Burberry wasn’t the only British fashion brand to suffer some serious hits over the years. Mulberry started off in 1971 as an affordable luxury brand; known for their handbags. However, back in 2012 they tried pushing their luck by aiming for a more exclusive feel (and price tag). Within two years the share price of Mulberry had fallen a whopping 67% and people simply weren’t buying anymore. The genius behind making the brand more exclusive, Bruno Guillon, was fired and Mulberry took it back to basics with their affordable luxury once more.
This is one of our favourite comebacks of all time! The Old Spice brand has been around since 1934, specialising in male grooming products. Back in the 1970s you could bet that practically every man had some kind of Old Spice product in his cupboard… But then things plummeted. Proctor & Gamble decided to buy the company in 2000, before resuming production in 2008. It was the hilarious TV and online video adverts that catapulted Old Spice back into the limelight. Look them up if you don’t believe us!
It seems as though classic, British brands don’t have the best luck in the world. Founded in 1922 this motor vehicle company was known for being prestigious and luxurious, until Ford bought them out in 1990. For some reason they managed to turn Jaguar into a flop, not once making a profit in the 18 years they owned it (despite investing billions). Tata Motors bought the brand off Ford in 2008, and managed to double their sales by 2013. It’s good to be bad, as they say.
Hands up, you’ve heard of Converse right?! You probably have even owned a pair, considering as most people do. However, things haven’t always been rosy for the company. Back in 2001 they had to shockingly file for bankruptcy, despite being one of the biggest athletic brands of the 20th century. It was Nike who bought out the business in 2003, changing them from sports shoes into more of a style statement. Their annual revenue was $1.7 billion in 2014.. Now that is a comeback!
Shake it like a polaroid picture! These guys were at the top of their game in the 1970s and 80s, being one of the only affordable, handheld cameras – and don’t forget they were instant! However, when digital cameras came in the company suffered some serious setbacks. They stopped production in 2007 before filing for bankruptcy in 2008. However, a sheer turn of luck ensured Polaroid managed to revive the brand in 2010; you can thank the Hipsters for that.
Did you know that Marvel Comics was founded way back in 1939? And while comics may have been popular up until the 80s, there were some real struggles for the brand when the 90s arrived. The simple fact is, people didn’t want to buy comic books anymore. There were boardroom fights and big debts that were about to see Marvel sink… That is until a Wall Street firm struck up an investment deal with them in 2005, to let them focus on movies. Disney then bought the company in 2009 for a huge $4.3 billion, and it’s now a huge money maker for the firm.
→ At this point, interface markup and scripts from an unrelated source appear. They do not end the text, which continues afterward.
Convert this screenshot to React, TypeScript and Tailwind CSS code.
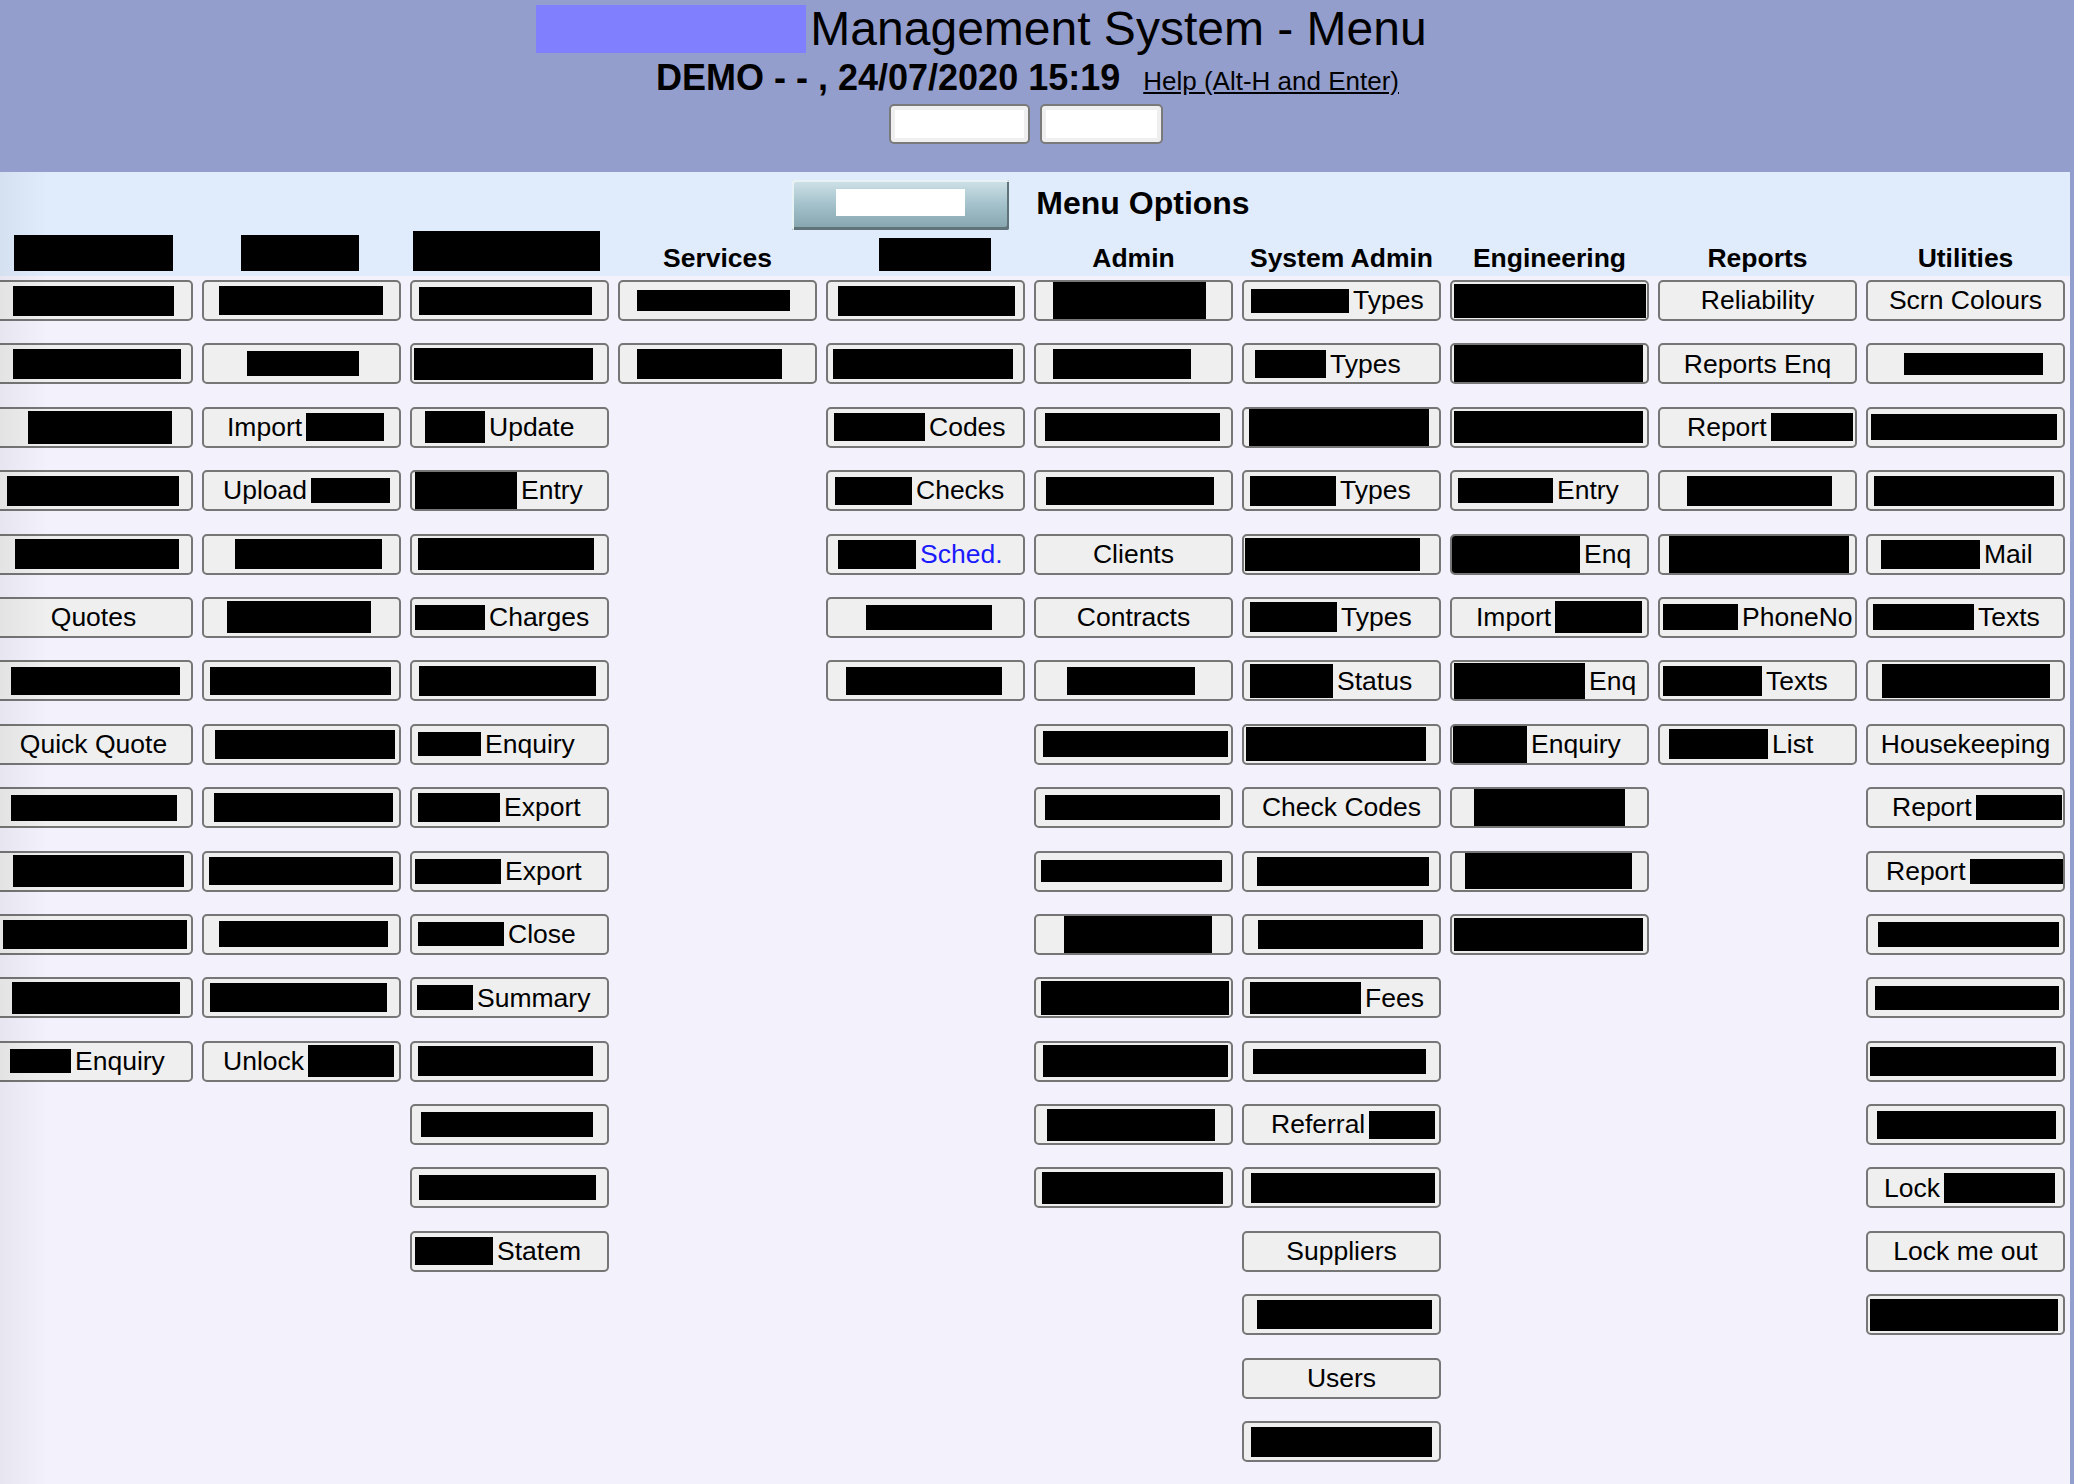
type Cell =
  | string
  | { x: number; w: number; h: number; pre?: string; post?: string; link?: boolean };

// redacted entries: x = left offset inside the button, w/h = size of the black box
const b = (x: number, w: number, h: number): Cell => ({ x, w, h });
const pre = (x: number, text: string, w: number, h: number): Cell => ({ x, pre: text, w, h });
const post = (x: number, w: number, h: number, text: string, link = false): Cell => ({ x, post: text, w, h, link });

type Heading = string | { x: number; w: number; h: number };

const columns: { heading: Heading; items: Cell[] }[] = [
  {
    heading: { x: 20, w: 159, h: 36 },
    items: [
      b(19, 161, 30), b(19, 168, 30), b(34, 144, 33), b(13, 172, 30), b(21, 164, 30), "Quotes",
      b(17, 169, 28), "Quick Quote", b(17, 166, 26), b(19, 171, 32), b(9, 184, 29), b(18, 168, 32),
      post(16, 61, 24, "Enquiry"),
    ],
  },
  {
    heading: { x: 39, w: 118, h: 36 },
    items: [
      b(17, 164, 29), b(45, 112, 25), pre(25, "Import", 78, 28), pre(21, "Upload", 79, 25), b(33, 147, 30),
      b(25, 144, 32), b(8, 181, 28), b(13, 180, 29), b(12, 179, 29), b(7, 184, 28), b(17, 169, 26),
      b(8, 177, 29), pre(21, "Unlock", 86, 32),
    ],
  },
  {
    heading: { x: 3, w: 187, h: 40 },
    items: [
      b(9, 173, 28), b(4, 179, 32), post(15, 60, 32, "Update"), post(5, 102, 37, "Entry"), b(8, 176, 32),
      post(5, 70, 25, "Charges"), b(9, 177, 30), post(8, 63, 24, "Enquiry"), post(8, 82, 29, "Export"),
      post(5, 86, 25, "Export"), post(8, 86, 24, "Close"), post(7, 56, 25, "Summary"), b(8, 175, 30),
      b(11, 172, 25), b(9, 177, 25), post(5, 78, 28, "Statem"),
    ],
  },
  {
    heading: "Services",
    items: [b(19, 153, 21), b(19, 145, 30)],
  },
  {
    heading: { x: 53, w: 112, h: 33 },
    items: [
      b(12, 177, 30), b(7, 180, 30), post(8, 91, 28, "Codes"), post(9, 77, 28, "Checks"),
      post(12, 78, 29, "Sched.", true), b(40, 126, 25), b(20, 156, 28),
    ],
  },
  {
    heading: "Admin",
    items: [
      b(19, 153, 38), b(19, 138, 30), b(11, 175, 28), b(12, 168, 28), "Clients", "Contracts",
      b(33, 128, 28), b(9, 185, 26), b(11, 175, 25), b(7, 181, 22), b(30, 148, 37), b(7, 188, 34),
      b(9, 185, 32), b(13, 168, 32), b(8, 181, 32),
    ],
  },
  {
    heading: "System Admin",
    items: [
      post(9, 98, 24, "Types"), post(13, 71, 28, "Types"), b(7, 180, 38), post(8, 86, 30, "Types"),
      b(3, 175, 33), post(8, 87, 30, "Types"), post(8, 83, 34, "Status"), b(4, 180, 34), "Check Codes",
      b(15, 172, 29), b(16, 165, 29), post(8, 111, 32, "Fees"), b(11, 173, 25), pre(29, "Referral", 66, 28),
      b(9, 184, 30), "Suppliers", b(15, 175, 29), "Users", b(9, 181, 30),
    ],
  },
  {
    heading: "Engineering",
    items: [
      b(4, 192, 34), b(4, 189, 37), b(4, 189, 32), post(8, 95, 25, "Entry"), post(2, 128, 37, "Enq"),
      pre(26, "Import", 87, 32), post(4, 131, 36, "Enq"), post(3, 74, 38, "Enquiry"), b(24, 151, 37),
      b(15, 167, 36), b(4, 189, 33),
    ],
  },
  {
    heading: "Reports",
    items: [
      "Reliability", "Reports Enq", pre(29, "Report", 82, 28), b(29, 145, 30), b(11, 180, 38),
      post(5, 75, 26, "PhoneNo"), post(5, 99, 30, "Texts"), post(11, 99, 30, "List"),
    ],
  },
  {
    heading: "Utilities",
    items: [
      "Scrn Colours", b(38, 139, 22), b(5, 186, 26), b(8, 180, 30), post(15, 99, 29, "Mail"),
      post(7, 101, 26, "Texts"), b(16, 168, 34), "Housekeeping", pre(26, "Report", 86, 25),
      pre(20, "Report", 93, 25), b(12, 181, 25), b(9, 184, 24), b(4, 186, 29), b(11, 179, 28),
      pre(18, "Lock", 111, 30), "Lock me out", b(4, 188, 32),
    ],
  },
];

function Redact({ w, h }: { w: number; h: number }) {
  return <span className="block shrink-0 bg-black" style={{ width: w, height: h }} />;
}

function MenuButton({ cell }: { cell: Cell }) {
  const base =
    "flex h-[41px] w-full items-center overflow-hidden whitespace-nowrap rounded-[5px] border-2 border-[#767676] bg-[#efefef] text-[26.5px] leading-none text-black";

  if (typeof cell === "string") {
    return (
      <button type="button" className={`${base} justify-center`}>
        {cell}
      </button>
    );
  }

  return (
    <button
      type="button"
      className={`${base} justify-start gap-[4px]`}
      style={{ paddingLeft: Math.max(cell.x - 2, 0) }}
    >
      {cell.pre && <span>{cell.pre}</span>}
      <Redact w={cell.w} h={cell.h} />
      {cell.post && <span className={cell.link ? "text-[#1a1aff]" : ""}>{cell.post}</span>}
    </button>
  );
}

export default function App() {
  return (
    <div className="flex min-h-screen w-[2074px] flex-col bg-[#949ecc] font-['Liberation_Sans',Arial,sans-serif] text-black">
      {/* page header */}
      <div className="h-[172px] shrink-0">
        <div className="flex justify-center pr-[111px] pt-[5px]">
          <div className="h-[48px] w-[270px] bg-[#8080ff]" />
          <h1 className="ml-[4px] text-[48px] leading-[48px]">Management System - Menu</h1>
        </div>
        <div className="mt-[7px] flex items-baseline justify-center pr-[19px]">
          <span className="text-[36px] font-bold leading-[36px]">DEMO - - , 24/07/2020 15:19</span>
          <a href="#" className="ml-[23px] text-[26px] leading-[26px] underline">
            Help (Alt-H and Enter)
          </a>
        </div>
        <div className="mt-[8px] flex justify-center gap-[10px] pr-[22px]">
          <button type="button" className="h-[40px] w-[141px] rounded-[5px] border-2 border-[#7a7a7a] bg-[#efefef] p-[4px]">
            <span className="block h-full w-full bg-white" />
          </button>
          <button type="button" className="h-[40px] w-[123px] rounded-[5px] border-2 border-[#7a7a7a] bg-[#efefef] p-[4px]">
            <span className="block h-full w-full bg-white" />
          </button>
        </div>
      </div>

      {/* menu body */}
      <div className="relative w-[2070px] flex-1 overflow-hidden bg-[#f3f1fc]">
        <div className="h-[104px] bg-[#e0ecfc] pt-[8px]">
          <div className="flex h-[50px] items-center justify-center gap-[27px] pr-[28px]">
            <div className="flex h-[50px] w-[217px] items-center justify-center rounded-[2px] bg-linear-to-b from-[#d0e2e8] via-[#a3c1cb] to-[#85a3ad] shadow-[inset_2px_2px_0_#e8f1f3,inset_-2px_-3px_0_#5f7379]">
              <div className="-mt-[5px] h-[27px] w-[129px] bg-white" />
            </div>
            <span className="-mt-[4px] text-[32px] font-bold">Menu Options</span>
          </div>
          <div className="-ml-[6px] grid h-[46px] grid-cols-[repeat(10,199px)] gap-x-[9px]">
            {columns.map((col, i) =>
              typeof col.heading === "string" ? (
                <div key={i} className="flex items-end justify-center pb-[5px] text-[26.5px] font-bold leading-none">
                  {col.heading}
                </div>
              ) : (
                <div key={i} className="flex items-end justify-start pb-[5px]" style={{ paddingLeft: col.heading.x }}>
                  <Redact w={col.heading.w} h={col.heading.h} />
                </div>
              ),
            )}
          </div>
        </div>

        <div className="-ml-[6px] grid grid-cols-[repeat(10,199px)] items-start gap-x-[9px] pb-[24px] pt-[4px]">
          {columns.map((col, i) => (
            <div key={i} className="flex flex-col gap-[22.4px]">
              {col.items.map((cell, j) => (
                <MenuButton key={j} cell={cell} />
              ))}
            </div>
          ))}
        </div>

        <div className="pointer-events-none absolute inset-y-0 left-0 w-[48px] bg-linear-to-r from-black/5 to-transparent" />
      </div>
    </div>
  );
}
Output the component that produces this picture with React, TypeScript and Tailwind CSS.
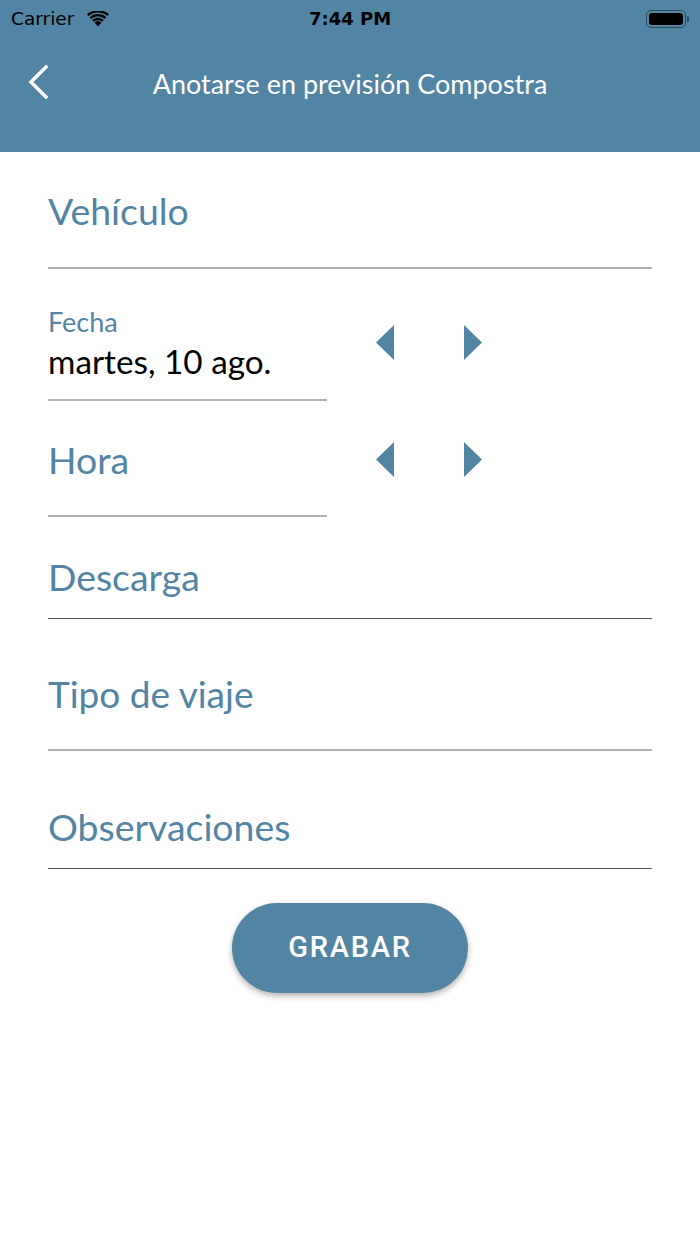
import React from "react";

const BLUE = "#5284a4";

const StatusBar: React.FC = () => (
  <div className="h-[38px] flex items-center justify-between px-[11px] text-black font-['DejaVu_Sans','Roboto',sans-serif]">
    <div className="flex items-center gap-[13px] w-[200px]">
      <span className="text-[18.5px] leading-none">Carrier</span>
      <svg width="22" height="16" viewBox="0 0 22 16">
        <path d="M11 15.5 L7.6 11.6 A5 5 0 0 1 14.4 11.6 Z" fill="#000" />
        <path d="M5.3 9.1 A8.4 8.4 0 0 1 16.7 9.1 L15.2 10.8 A6.2 6.2 0 0 0 6.8 10.8 Z" fill="#000" />
        <path d="M2.6 6.2 A12.4 12.4 0 0 1 19.4 6.2 L17.8 7.9 A10.1 10.1 0 0 0 4.2 7.9 Z" fill="#000" />
        <path d="M0 3.3 A16.4 16.4 0 0 1 22 3.3 L20.4 5 A14.1 14.1 0 0 0 1.6 5 Z" fill="#000" />
      </svg>
    </div>
    <span className="text-[18px] font-bold leading-none">7:44 PM</span>
    <div className="w-[200px] flex justify-end items-center">
      <div className="w-[40px] h-[18px] rounded-[5px] border-[1.5px] border-[#2a4a60] p-[2px]">
        <div className="w-full h-full bg-black rounded-[3px]" />
      </div>
      <div className="w-[2px] h-[6px] bg-[#2a4a60] rounded-r-sm ml-[1px]" />
    </div>
  </div>
);

const Arrows: React.FC = () => (
  <div className="flex items-center gap-[70px] ml-[49px]">
    <svg width="18" height="35" viewBox="0 0 18 35">
      <path d="M18 0 L18 35 L0 17.5 Z" fill={BLUE} />
    </svg>
    <svg width="18" height="35" viewBox="0 0 18 35">
      <path d="M0 0 L0 35 L18 17.5 Z" fill={BLUE} />
    </svg>
  </div>
);

const App: React.FC = () => {
  return (
    <div className="w-[700px] h-[1244px] bg-white font-['Lato','Noto_Sans',sans-serif]">
      <div className="h-[152px] bg-[#5284a4]">
        <StatusBar />
        <div className="relative h-[90px] flex items-center justify-center">
          <svg
            className="absolute left-[27px] top-[27px]"
            width="22"
            height="34"
            viewBox="0 0 22 34"
          >
            <path d="M19 2 L4 17 L19 32" stroke="#fff" strokeWidth="3.5" fill="none" strokeLinecap="square" />
          </svg>
          <span className="text-white text-[27px] leading-none">Anotarse en previsión Compostra</span>
        </div>
      </div>

      <div className="px-[48px]">
        <div className="h-[117px] border-b-2 border-[#b0b0b0] pt-[37px]">
          <span className="block text-[37.4px] leading-[44px] text-[#5284a4]">Vehículo</span>
        </div>

        <div className="flex">
          <div className="w-[279px] h-[132px] border-b-2 border-[#b0b0b0] pt-[38px]">
            <span className="block text-[27px] leading-[30px] text-[#5284a4]">Fecha</span>
            <span className="block mt-[4px] text-[33.3px] leading-[40px] text-black">martes, 10 ago.</span>
          </div>
          <div className="pt-[56px]">
            <Arrows />
          </div>
        </div>

        <div className="flex">
          <div className="w-[279px] h-[116px] border-b-2 border-[#b0b0b0] pt-[37px]">
            <span className="block text-[37.4px] leading-[44px] text-[#5284a4]">Hora</span>
          </div>
          <div className="pt-[41px]">
            <Arrows />
          </div>
        </div>

        <div className="h-[102px] border-b-[1.5px] border-[#555] pt-[38px]">
          <span className="block text-[37.4px] leading-[44px] text-[#5284a4]">Descarga</span>
        </div>

        <div className="h-[132px] border-b-2 border-[#b0b0b0] pt-[53px]">
          <span className="block text-[37px] leading-[44px] text-[#5284a4]">Tipo de viaje</span>
        </div>

        <div className="h-[118px] border-b-[1.5px] border-[#555] pt-[54px]">
          <span className="block text-[37.4px] leading-[44px] text-[#5284a4]">Observaciones</span>
        </div>

        <div className="flex justify-center pt-[34px]">
          <button className="w-[236px] h-[90px] rounded-full bg-[#5284a4] text-white text-[29px] font-medium tracking-[0.06em] font-['Roboto',sans-serif] shadow-[0_3px_6px_rgba(0,0,0,0.3)]">
            GRABAR
          </button>
        </div>
      </div>
    </div>
  );
};

export default App;
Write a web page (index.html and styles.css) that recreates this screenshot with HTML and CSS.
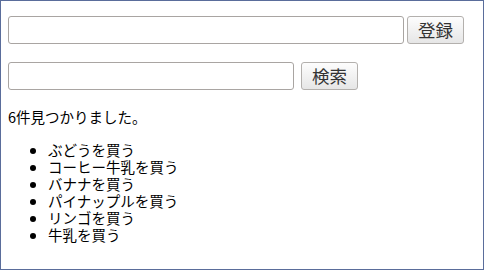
FILE: index.html
```html
<!DOCTYPE html>
<html lang="ja">
<head>
  <meta charset="UTF-8">
  <title>買い物リスト</title>
  <link rel="stylesheet" href="styles.css">
</head>
<body>
  <div class="page">
    <!-- 登録フォーム -->
    <form class="row row-add">
      <input type="text" class="field field-add">
      <button type="button" class="btn">登録</button>
    </form>

    <!-- 検索フォーム -->
    <form class="row row-search">
      <input type="text" class="field field-search">
      <button type="button" class="btn">検索</button>
    </form>

    <p class="result">6件見つかりました。</p>
    <ul class="items">
      <li>ぶどうを買う</li>
      <li>コーヒー牛乳を買う</li>
      <li>バナナを買う</li>
      <li>パイナップルを買う</li>
      <li>リンゴを買う</li>
      <li>牛乳を買う</li>
    </ul>
  </div>
</body>
</html>
```

FILE: styles.css
```css
html, body {
  margin: 0;
  padding: 0;
}
body {
  font-family: "Noto Sans CJK JP", "Noto Sans", sans-serif;
  font-size: 14.5px;
  line-height: 17px;
  color: #000;
  background-color: #fff;
}
.page {
  box-sizing: border-box;
  height: 270px;
  border: 1px solid #5a6d9b;
  padding: 15px 7px;
}
.row {
  display: flex;
  align-items: center;
  margin: 0;
}
.row-add {
  gap: 3px;
}
.row-search {
  gap: 7px;
  margin-top: 18px;
}
.field {
  box-sizing: border-box;
  height: 28px;
  border: 1px solid #a9a5a2;
  border-radius: 3px;
  padding: 0 6px;
  font-size: 14px;
  background-color: #fff;
}
.field-add {
  width: 396px;
}
.field-search {
  width: 286px;
}
.btn {
  box-sizing: border-box;
  width: 57px;
  height: 28px;
  border: 1px solid #b3b0ad;
  border-radius: 3px;
  background: linear-gradient(#fdfdfd, #e6e6e6);
  font-family: "Noto Sans CJK JP", sans-serif;
  font-size: 17.5px;
  line-height: 1;
  color: #333;
  padding: 0;
}
.result {
  margin: 18px 0 0;
}
.items {
  margin: 16px 0 0;
  padding-left: 40px;
}
```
Turns out that Converse isn’t the only shoe brand to have taken a hit in the early 2000s. Dr Martens were a hugely popular brand with the punks in the 70s and the grunge movement in the 90s. However, when this scene died out so did the popular boots. In a clever ploy, DMs decided to release a ‘vintage’ line which saw some huge successes at fashion weeks back in 2007. They’ve now put their stamp firmly back into the footwear world.
What’s that, another car brand? We can’t say we’re surprised to see so many of them on the list! This brand was founded in 1909 and things were going pretty well for Maybach until 1997. The car they released in this year was such a flop that they only sold 157 by 2010. Ouch! By 2013 the company went for a complete revival and released the S600 which has already outdone any of their previous cars; they sold more in one month than global yearly sales of the past!